— Goal —
Restate each of the lines given below, word for word.

— Data block —
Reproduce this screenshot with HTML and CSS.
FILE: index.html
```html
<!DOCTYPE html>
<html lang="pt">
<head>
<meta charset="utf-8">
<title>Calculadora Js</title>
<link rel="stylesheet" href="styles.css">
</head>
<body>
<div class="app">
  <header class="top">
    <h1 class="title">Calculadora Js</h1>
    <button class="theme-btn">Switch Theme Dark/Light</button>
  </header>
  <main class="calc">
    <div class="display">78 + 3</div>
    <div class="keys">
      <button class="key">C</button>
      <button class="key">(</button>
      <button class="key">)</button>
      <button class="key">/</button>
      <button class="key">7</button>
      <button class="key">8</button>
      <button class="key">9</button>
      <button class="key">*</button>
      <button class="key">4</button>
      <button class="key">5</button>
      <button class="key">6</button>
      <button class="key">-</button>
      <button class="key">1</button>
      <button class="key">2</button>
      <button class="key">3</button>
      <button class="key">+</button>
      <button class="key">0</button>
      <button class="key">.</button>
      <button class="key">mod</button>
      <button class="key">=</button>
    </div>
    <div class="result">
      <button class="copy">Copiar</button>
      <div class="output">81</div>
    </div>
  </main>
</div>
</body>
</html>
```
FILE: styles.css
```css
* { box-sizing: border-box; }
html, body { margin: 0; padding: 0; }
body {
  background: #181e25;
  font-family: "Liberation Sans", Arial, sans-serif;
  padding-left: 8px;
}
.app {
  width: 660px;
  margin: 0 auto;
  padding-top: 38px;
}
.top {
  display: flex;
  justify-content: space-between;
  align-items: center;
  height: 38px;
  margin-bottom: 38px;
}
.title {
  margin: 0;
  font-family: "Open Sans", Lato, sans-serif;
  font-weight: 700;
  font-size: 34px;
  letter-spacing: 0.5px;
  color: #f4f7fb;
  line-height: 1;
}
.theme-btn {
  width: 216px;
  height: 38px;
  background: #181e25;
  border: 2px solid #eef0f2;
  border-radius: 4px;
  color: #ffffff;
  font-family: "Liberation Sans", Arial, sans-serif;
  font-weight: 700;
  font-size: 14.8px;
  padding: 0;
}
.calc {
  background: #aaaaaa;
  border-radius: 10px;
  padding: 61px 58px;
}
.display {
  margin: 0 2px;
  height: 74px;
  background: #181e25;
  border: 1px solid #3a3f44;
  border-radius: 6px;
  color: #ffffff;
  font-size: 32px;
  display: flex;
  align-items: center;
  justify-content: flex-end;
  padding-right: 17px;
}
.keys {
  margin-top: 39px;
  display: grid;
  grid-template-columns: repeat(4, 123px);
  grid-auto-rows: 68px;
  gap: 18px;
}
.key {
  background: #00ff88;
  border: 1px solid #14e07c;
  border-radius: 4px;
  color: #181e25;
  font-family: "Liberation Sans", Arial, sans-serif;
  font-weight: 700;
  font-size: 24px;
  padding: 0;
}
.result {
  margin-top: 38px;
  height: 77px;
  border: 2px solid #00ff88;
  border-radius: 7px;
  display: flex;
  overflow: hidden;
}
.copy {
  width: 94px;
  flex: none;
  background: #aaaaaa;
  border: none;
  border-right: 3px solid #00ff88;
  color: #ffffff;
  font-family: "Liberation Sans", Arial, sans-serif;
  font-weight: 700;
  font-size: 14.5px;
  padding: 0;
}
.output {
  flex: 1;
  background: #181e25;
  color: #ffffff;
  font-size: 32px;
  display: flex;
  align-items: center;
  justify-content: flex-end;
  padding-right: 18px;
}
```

— Answer to this problem —
Reproduce this screenshot with HTML and CSS.
FILE: index.html
```html
<!DOCTYPE html>
<html lang="pt">
<head>
<meta charset="utf-8">
<title>Calculadora Js</title>
<link rel="stylesheet" href="styles.css">
</head>
<body>
<div class="app">
  <header class="top">
    <h1 class="title">Calculadora Js</h1>
    <button class="theme-btn">Switch Theme Dark/Light</button>
  </header>
  <main class="calc">
    <div class="display">78 + 3</div>
    <div class="keys">
      <button class="key">C</button>
      <button class="key">(</button>
      <button class="key">)</button>
      <button class="key">/</button>
      <button class="key">7</button>
      <button class="key">8</button>
      <button class="key">9</button>
      <button class="key">*</button>
      <button class="key">4</button>
      <button class="key">5</button>
      <button class="key">6</button>
      <button class="key">-</button>
      <button class="key">1</button>
      <button class="key">2</button>
      <button class="key">3</button>
      <button class="key">+</button>
      <button class="key">0</button>
      <button class="key">.</button>
      <button class="key">mod</button>
      <button class="key">=</button>
    </div>
    <div class="result">
      <button class="copy">Copiar</button>
      <div class="output">81</div>
    </div>
  </main>
</div>
</body>
</html>
```
FILE: styles.css
```css
* { box-sizing: border-box; }
html, body { margin: 0; padding: 0; }
body {
  background: #181e25;
  font-family: "Liberation Sans", Arial, sans-serif;
  padding-left: 8px;
}
.app {
  width: 660px;
  margin: 0 auto;
  padding-top: 38px;
}
.top {
  display: flex;
  justify-content: space-between;
  align-items: center;
  height: 38px;
  margin-bottom: 38px;
}
.title {
  margin: 0;
  font-family: "Open Sans", Lato, sans-serif;
  font-weight: 700;
  font-size: 34px;
  letter-spacing: 0.5px;
  color: #f4f7fb;
  line-height: 1;
}
.theme-btn {
  width: 216px;
  height: 38px;
  background: #181e25;
  border: 2px solid #eef0f2;
  border-radius: 4px;
  color: #ffffff;
  font-family: "Liberation Sans", Arial, sans-serif;
  font-weight: 700;
  font-size: 14.8px;
  padding: 0;
}
.calc {
  background: #aaaaaa;
  border-radius: 10px;
  padding: 61px 58px;
}
.display {
  margin: 0 2px;
  height: 74px;
  background: #181e25;
  border: 1px solid #3a3f44;
  border-radius: 6px;
  color: #ffffff;
  font-size: 32px;
  display: flex;
  align-items: center;
  justify-content: flex-end;
  padding-right: 17px;
}
.keys {
  margin-top: 39px;
  display: grid;
  grid-template-columns: repeat(4, 123px);
  grid-auto-rows: 68px;
  gap: 18px;
}
.key {
  background: #00ff88;
  border: 1px solid #14e07c;
  border-radius: 4px;
  color: #181e25;
  font-family: "Liberation Sans", Arial, sans-serif;
  font-weight: 700;
  font-size: 24px;
  padding: 0;
}
.result {
  margin-top: 38px;
  height: 77px;
  border: 2px solid #00ff88;
  border-radius: 7px;
  display: flex;
  overflow: hidden;
}
.copy {
  width: 94px;
  flex: none;
  background: #aaaaaa;
  border: none;
  border-right: 3px solid #00ff88;
  color: #ffffff;
  font-family: "Liberation Sans", Arial, sans-serif;
  font-weight: 700;
  font-size: 14.5px;
  padding: 0;
}
.output {
  flex: 1;
  background: #181e25;
  color: #ffffff;
  font-size: 32px;
  display: flex;
  align-items: center;
  justify-content: flex-end;
  padding-right: 18px;
}
```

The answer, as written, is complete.